2.4                ColorStructure

The ColorStructure descriptor captures both color content and information about the spatial arrangement of this color content. Specifically, it is a histogram that counts the number of times a color is present in an 8x8 windowed neighborhood, as this window progresses over the image rows and columns. This enables it to distinguish, for example, between an image in which pixels of each color are distributed uniformly and an image in which the same colors occur in the same proportions, but are located in distinct blocks.

2.5                ColorTemperature

The ColorTemperature descriptor describes the perceptual temperature feeling of an image. It targets the perception-based image browsing that enables viewers to navigate and match images based on the temperature perception (i.e. hot, warm, moderate and cool) of an image. This descriptor is also useful when a user would like to change the illumination of a scene (i.e. still images or video) in favor of the user’s preference.

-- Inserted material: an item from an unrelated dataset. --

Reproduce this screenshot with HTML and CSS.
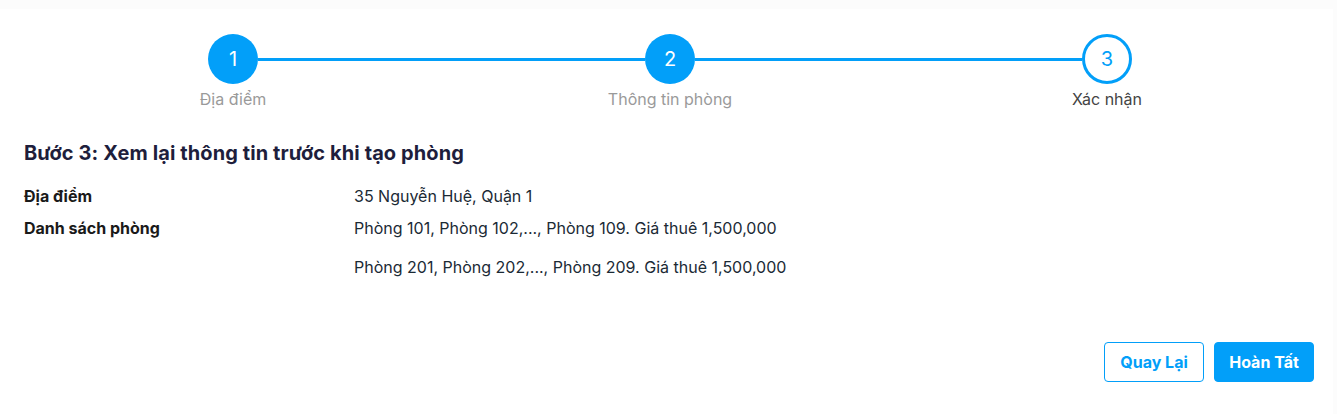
FILE: index.html
```html
<!DOCTYPE html>
<html lang="vi">
<head>
<meta charset="utf-8">
<link rel="stylesheet" href="styles.css">
</head>
<body>
<div class="card">
  <div class="stepper">
    <div class="step done">
      <div class="circle">1</div>
      <div class="label">Địa điểm</div>
    </div>
    <div class="connector"></div>
    <div class="step done">
      <div class="circle">2</div>
      <div class="label">Thông tin phòng</div>
    </div>
    <div class="connector"></div>
    <div class="step current">
      <div class="circle">3</div>
      <div class="label">Xác nhận</div>
    </div>
  </div>

  <h2 class="title">Bước 3: Xem lại thông tin trước khi tạo phòng</h2>

  <div class="info">
    <div class="row">
      <div class="key">Địa điểm</div>
      <div class="val">35 Nguyễn Huệ, Quận 1</div>
    </div>
    <div class="row">
      <div class="key">Danh sách phòng</div>
      <div class="val list">
        <div>Phòng 101, Phòng 102,..., Phòng 109. Giá thuê 1,500,000</div>
        <div>Phòng 201, Phòng 202,..., Phòng 209. Giá thuê 1,500,000</div>
      </div>
    </div>
  </div>

  <div class="actions">
    <button class="btn outline">Quay Lại</button>
    <button class="btn primary">Hoàn Tất</button>
  </div>
</div>
</body>
</html>
```

FILE: styles.css
```css
* { box-sizing: border-box; }
html, body { margin: 0; padding: 0; }
body {
  background: #fcfcfc;
  font-family: Inter, "Noto Sans", sans-serif;
  height: 414px;
  overflow: hidden;
}
.card {
  background: #fff;
  margin: 9px 4px 0 0;
  height: 420px;
  padding: 25px 0 0 0;
}
.stepper {
  display: flex;
  align-items: flex-start;
  margin-left: 208px;
  width: 924px;
}
.step {
  width: 50px;
  display: flex;
  flex-direction: column;
  align-items: center;
  flex: none;
}
.circle {
  width: 50px;
  height: 50px;
  border-radius: 50%;
  display: flex;
  align-items: center;
  justify-content: center;
  font-size: 20px;
  background: #029ff9;
  color: #fff;
}
.step.current .circle {
  background: #fff;
  border: 3px solid #029ff9;
  color: #029ff9;
}
.label {
  white-space: nowrap;
  margin-top: 5px;
  font-size: 16px;
  line-height: 20px;
  color: #9a9a9a;
}
.step.current .label { color: #444; }
.connector {
  flex: 1;
  height: 3px;
  margin-top: 23.5px;
  background: #029ff9;
}
.title {
  margin: 32px 0 0 24px;
  font-size: 20px;
  line-height: 24px;
  font-weight: 700;
  letter-spacing: 0.1px;
  color: #1e1e3c;
}
.info {
  margin: 19px 0 0 24px;
}
.row {
  display: flex;
  margin-bottom: 8px;
}
.key {
  width: 330px;
  font-size: 16px;
  line-height: 24px;
  font-weight: 700;
  color: #1a1a1a;
}
.val {
  font-size: 16px;
  line-height: 24px;
  color: #1b2a35;
}
.list div + div { margin-top: 15px; }
.actions {
  display: flex;
  justify-content: flex-end;
  gap: 10px;
  margin: 63px 19px 0 0;
}
.btn {
  width: 100px;
  height: 40px;
  border-radius: 4px;
  font-family: Inter, "Noto Sans", sans-serif;
  font-size: 16px;
  font-weight: 700;
  cursor: pointer;
  padding: 0;
}
.btn.outline {
  background: #fff;
  border: 1px solid #029ff9;
  color: #029ff9;
}
.btn.primary {
  background: #029ff9;
  border: 1px solid #029ff9;
  color: #fff;
}
```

2.6                GofGopColor

The GoFGoPColor descriptor specifies a structure required for representing the color features of a collection of (similar) images or visdeo frames by means of the ScalableColor descriptor. The collection of video frames can be a contiguous video segment or a non-contiguous collection of similar video frames.

2.7                IlluminationInvariantColor

IlluminationInvariantColor is a supporting tool in the color description tool group. It is a container and can extend four color descriptors – DominantColor, ScalableColor, ColorLayout and ColorStructure – to support illumination invariant similarity matching.

3              Texture Description Tools

Texture is a powerful low-level descriptor for image search and retrieval. MPEG-7 Visual defines three texture descriptors. HomogeneousTexture provides a quantitative description of homogeneous texture regions based on the local spatial-frequency statistics of the texture. TextureBrowsing specifies the perceptual characterization of a texture which is similar to a human characterization, in terms of regularity, coarseness and directionality. Finally, EdgeHistogram specifies the spatial distribution of five types of edges in local image regions.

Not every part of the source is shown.